Ainsi, et de manière paradoxale, l’homme peut très
bien vivre mort. Il peut très bien vivre loin du père. Et la parabole connaît
deux formes de cette mort, celle de la vie hors salut, de la vie bien occupée, prodigue,
mais sans but finalement, futile, sans issue. Il a aussi la mort de celui qui
se croit vivant, la mort comme vie contente d’elle-même et certaine de son bon
droit, d’être sur le bon chemin ; la vie qui prudente, ne se remet jamais
en compte au point qu’elle ne voit pas qu’elle insulte le père à lui réclamer
un bouc pour festoyer (quel festin !).
Nous sommes morts sans le savoir comme on est aveugle
sans le savoir. « Si vous étiez des aveugles, vous n’auriez pas de péché.
Mais à présent vous dites ‹nous voyons› : votre péché demeure. » (Jn
9,41)
S’écrier, et s’en étonner, je suis vivant.

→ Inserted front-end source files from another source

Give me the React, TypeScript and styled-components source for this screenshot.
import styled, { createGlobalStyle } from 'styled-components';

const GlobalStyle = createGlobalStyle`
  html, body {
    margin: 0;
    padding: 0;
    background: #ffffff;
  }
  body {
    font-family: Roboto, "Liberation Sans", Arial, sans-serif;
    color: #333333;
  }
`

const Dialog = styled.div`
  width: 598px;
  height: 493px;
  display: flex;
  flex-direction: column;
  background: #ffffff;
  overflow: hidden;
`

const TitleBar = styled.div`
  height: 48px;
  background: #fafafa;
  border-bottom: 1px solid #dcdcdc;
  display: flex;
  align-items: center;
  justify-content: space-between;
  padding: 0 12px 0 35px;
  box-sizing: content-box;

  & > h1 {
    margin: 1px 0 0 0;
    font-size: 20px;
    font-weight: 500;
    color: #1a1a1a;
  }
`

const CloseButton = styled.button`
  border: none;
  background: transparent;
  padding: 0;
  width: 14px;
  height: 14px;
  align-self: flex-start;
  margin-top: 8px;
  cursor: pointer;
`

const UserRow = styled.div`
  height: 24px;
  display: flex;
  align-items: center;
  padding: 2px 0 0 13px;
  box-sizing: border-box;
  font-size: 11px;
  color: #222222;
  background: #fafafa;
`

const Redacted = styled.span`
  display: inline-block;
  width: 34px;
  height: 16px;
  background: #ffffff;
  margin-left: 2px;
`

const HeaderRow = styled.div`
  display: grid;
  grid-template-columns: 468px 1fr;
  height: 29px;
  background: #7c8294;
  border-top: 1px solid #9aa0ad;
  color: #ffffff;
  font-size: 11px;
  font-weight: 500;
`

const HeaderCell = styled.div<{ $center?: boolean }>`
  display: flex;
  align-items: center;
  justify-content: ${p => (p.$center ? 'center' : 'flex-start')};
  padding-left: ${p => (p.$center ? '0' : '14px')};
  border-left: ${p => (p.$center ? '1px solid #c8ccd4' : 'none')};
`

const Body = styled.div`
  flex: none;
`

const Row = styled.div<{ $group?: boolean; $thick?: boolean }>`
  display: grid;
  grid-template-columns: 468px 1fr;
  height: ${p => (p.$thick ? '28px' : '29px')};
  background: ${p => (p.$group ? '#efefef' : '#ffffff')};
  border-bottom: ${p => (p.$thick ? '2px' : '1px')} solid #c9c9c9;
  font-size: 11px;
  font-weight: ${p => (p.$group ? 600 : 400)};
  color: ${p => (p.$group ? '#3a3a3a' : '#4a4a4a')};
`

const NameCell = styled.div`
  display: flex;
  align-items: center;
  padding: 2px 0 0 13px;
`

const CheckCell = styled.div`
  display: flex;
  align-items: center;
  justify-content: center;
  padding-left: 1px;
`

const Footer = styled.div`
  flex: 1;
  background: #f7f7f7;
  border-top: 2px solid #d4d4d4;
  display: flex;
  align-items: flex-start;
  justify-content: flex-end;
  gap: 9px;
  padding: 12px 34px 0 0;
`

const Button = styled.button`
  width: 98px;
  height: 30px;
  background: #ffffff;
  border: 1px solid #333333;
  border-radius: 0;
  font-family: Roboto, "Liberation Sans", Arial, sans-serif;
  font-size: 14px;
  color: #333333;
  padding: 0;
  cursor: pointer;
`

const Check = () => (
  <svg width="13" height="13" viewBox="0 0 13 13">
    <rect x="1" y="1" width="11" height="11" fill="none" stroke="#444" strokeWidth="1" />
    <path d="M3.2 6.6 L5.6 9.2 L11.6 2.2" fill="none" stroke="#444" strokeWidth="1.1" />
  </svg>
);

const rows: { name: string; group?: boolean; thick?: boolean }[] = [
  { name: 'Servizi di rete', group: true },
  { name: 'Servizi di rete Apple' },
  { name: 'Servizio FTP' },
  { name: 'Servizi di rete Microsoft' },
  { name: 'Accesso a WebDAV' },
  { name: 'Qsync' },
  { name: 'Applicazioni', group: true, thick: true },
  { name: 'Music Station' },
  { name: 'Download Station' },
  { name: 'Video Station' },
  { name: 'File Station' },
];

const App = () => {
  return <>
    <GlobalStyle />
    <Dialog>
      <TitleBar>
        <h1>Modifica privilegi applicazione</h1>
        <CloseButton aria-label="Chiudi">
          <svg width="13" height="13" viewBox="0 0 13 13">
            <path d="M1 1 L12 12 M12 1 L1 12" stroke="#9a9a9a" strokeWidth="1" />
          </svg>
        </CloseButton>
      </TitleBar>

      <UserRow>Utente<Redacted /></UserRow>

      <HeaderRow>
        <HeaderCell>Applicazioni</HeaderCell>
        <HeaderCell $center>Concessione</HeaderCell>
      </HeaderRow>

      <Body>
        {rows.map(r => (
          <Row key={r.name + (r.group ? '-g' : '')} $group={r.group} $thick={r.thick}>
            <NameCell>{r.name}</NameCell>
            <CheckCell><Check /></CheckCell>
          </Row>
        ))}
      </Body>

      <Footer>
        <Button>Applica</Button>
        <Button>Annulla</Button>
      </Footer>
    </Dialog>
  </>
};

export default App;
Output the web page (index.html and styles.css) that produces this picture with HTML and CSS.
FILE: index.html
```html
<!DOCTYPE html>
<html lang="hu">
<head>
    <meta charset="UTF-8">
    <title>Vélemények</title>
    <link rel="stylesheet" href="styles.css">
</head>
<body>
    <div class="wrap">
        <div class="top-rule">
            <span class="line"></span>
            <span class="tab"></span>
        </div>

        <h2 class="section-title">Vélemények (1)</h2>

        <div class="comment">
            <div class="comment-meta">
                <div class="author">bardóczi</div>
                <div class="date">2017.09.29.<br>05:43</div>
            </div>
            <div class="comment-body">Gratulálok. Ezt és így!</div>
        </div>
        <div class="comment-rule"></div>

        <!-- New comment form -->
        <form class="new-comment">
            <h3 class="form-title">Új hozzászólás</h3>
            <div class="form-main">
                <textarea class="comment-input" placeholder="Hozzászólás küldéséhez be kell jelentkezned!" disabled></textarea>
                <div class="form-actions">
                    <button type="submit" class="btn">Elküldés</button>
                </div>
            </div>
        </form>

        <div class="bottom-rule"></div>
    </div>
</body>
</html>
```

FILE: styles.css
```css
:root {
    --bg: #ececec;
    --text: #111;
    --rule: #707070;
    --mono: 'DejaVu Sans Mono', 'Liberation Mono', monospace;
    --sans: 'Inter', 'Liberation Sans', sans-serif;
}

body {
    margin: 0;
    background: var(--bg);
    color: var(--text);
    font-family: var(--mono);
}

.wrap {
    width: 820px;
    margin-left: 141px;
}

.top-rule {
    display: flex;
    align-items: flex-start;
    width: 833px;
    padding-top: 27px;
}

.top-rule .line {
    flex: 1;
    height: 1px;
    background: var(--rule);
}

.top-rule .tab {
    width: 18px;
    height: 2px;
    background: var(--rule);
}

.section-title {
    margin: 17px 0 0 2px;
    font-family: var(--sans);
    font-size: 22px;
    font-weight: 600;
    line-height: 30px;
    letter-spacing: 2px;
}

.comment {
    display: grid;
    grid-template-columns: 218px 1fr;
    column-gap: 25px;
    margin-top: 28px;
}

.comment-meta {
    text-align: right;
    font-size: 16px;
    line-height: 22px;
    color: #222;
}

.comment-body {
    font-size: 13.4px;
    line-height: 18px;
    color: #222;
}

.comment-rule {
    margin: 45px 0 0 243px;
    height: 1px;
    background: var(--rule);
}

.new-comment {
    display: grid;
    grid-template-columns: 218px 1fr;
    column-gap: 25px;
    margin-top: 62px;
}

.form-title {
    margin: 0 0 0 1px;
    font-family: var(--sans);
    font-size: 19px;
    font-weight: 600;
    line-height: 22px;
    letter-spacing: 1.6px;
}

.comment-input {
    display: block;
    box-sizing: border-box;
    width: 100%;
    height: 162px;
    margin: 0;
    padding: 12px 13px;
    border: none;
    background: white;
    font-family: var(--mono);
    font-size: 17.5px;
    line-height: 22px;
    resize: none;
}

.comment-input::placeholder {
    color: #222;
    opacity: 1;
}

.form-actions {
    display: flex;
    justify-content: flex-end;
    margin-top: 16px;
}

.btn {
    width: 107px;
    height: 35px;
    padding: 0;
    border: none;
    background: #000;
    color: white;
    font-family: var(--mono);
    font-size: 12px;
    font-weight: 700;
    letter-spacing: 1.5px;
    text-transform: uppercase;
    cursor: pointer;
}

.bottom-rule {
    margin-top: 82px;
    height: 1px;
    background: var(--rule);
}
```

Etre comme surpris d’être en vie, ne pas concevoir
la vie comme une évidence, mais comme une question qui attend non une réponse
comme un savoir ou une solution, mais une réponse comme à un appel. Surpris de survivre.

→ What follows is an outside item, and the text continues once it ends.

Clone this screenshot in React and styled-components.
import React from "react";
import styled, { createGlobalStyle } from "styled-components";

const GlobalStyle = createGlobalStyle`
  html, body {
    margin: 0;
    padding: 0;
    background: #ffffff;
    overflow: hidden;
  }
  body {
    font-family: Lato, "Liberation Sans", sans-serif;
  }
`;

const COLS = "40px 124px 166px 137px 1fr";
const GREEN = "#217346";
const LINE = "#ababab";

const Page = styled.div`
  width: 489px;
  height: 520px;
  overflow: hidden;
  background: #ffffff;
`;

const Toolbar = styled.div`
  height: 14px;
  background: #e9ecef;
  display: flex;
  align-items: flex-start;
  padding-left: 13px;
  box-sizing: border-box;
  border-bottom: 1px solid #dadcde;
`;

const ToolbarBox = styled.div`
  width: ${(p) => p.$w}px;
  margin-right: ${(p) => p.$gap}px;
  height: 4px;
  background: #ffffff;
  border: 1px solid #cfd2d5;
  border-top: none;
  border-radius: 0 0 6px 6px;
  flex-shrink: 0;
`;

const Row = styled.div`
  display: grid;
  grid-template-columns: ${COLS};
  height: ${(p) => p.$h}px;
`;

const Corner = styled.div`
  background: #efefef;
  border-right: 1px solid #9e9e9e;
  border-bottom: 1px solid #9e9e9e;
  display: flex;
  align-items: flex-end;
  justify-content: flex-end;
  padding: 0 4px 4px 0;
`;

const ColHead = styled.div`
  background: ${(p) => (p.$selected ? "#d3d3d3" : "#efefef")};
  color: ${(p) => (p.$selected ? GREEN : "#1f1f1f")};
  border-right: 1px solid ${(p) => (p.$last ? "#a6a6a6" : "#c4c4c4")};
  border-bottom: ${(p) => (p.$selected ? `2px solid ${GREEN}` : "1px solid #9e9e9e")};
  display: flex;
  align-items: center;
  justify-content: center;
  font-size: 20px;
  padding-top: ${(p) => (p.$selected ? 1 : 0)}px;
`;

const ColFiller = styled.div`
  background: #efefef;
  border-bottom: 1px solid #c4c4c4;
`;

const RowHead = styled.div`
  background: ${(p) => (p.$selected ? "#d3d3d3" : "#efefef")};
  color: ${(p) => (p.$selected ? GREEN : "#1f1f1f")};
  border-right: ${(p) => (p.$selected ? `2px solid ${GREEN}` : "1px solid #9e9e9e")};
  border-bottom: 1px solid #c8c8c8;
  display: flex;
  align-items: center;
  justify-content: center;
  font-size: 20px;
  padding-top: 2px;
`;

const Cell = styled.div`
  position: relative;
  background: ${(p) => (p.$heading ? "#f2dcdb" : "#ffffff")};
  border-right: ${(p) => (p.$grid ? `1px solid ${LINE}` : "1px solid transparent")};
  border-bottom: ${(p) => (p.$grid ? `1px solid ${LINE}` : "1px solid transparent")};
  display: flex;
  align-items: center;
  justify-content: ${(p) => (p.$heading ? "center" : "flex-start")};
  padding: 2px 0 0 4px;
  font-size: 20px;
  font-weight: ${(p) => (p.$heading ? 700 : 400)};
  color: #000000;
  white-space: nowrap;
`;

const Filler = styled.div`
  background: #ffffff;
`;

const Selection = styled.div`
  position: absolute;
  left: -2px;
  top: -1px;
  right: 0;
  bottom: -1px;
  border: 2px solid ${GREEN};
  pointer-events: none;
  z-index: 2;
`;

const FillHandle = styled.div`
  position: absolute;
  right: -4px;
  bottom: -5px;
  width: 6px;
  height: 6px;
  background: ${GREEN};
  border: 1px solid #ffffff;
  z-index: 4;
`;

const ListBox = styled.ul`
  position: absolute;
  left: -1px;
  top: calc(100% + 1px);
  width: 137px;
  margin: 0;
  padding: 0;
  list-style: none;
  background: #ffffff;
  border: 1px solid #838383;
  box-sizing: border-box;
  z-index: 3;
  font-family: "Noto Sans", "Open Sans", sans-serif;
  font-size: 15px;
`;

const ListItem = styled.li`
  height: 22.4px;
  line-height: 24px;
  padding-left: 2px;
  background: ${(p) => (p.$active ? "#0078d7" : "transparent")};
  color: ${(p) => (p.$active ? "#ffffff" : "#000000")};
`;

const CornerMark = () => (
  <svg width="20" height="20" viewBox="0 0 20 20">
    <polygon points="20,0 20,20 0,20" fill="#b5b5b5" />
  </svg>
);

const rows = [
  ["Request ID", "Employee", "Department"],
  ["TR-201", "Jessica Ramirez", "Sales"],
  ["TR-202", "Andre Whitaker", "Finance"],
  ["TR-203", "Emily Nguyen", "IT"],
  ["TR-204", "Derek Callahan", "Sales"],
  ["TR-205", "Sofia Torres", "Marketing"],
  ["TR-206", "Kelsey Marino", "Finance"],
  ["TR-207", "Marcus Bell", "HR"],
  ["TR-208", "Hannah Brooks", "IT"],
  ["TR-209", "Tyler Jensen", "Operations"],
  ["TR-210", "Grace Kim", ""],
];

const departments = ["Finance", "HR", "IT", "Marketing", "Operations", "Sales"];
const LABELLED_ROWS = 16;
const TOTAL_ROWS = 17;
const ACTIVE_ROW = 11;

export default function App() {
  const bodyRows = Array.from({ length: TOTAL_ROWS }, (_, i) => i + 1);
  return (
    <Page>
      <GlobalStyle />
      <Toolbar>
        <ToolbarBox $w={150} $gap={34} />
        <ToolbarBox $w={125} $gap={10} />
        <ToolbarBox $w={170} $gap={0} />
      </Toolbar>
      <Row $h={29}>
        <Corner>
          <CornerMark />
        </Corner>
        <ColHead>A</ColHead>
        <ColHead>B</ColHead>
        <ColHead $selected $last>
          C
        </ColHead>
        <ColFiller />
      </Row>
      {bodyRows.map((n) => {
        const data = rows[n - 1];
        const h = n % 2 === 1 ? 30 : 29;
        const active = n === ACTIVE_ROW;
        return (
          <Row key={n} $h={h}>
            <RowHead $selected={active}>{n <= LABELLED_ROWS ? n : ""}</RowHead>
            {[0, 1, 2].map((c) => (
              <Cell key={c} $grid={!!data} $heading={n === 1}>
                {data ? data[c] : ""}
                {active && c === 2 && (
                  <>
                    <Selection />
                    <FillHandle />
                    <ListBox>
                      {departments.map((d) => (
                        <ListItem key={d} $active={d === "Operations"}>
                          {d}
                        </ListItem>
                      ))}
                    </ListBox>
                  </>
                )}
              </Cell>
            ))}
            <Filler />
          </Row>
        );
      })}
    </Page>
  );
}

Ainsi celui qui aime à la folie. Ainsi celui qui, du fond du gouffre et de la
douleur, découvre qu’un rayon de soleil parvient jusqu’à lui, lorsqu’une voix
se fait entendre, de la bouche de l’aimé, ou dans le silence du mystère : je t’aime, toi, mon enfant bienaimé, toi celui
que mon cœur aime.
La vie avec le père est la vie qui a une issue ‑ et
quelle issue ! – la vie divine en partage. La vie avec le père est
une vie de manière sauvée, une vie où l’on entend la voix du père, comme au
baptême, déclarer : celui-ci est mon
enfant bienaimé.
Etre ressuscité, aujourd’hui, maintenant, non pas
après la mort, la mort de la chair, mais avant cette mort, être ressuscité
aujourd’hui dans la chair, c’est mener notre vie avec ce secret d’amour
incroyable : Nous avons entendu et nous avons cru la parole prononcée au
baptême : tu es mon enfant bien-aimé.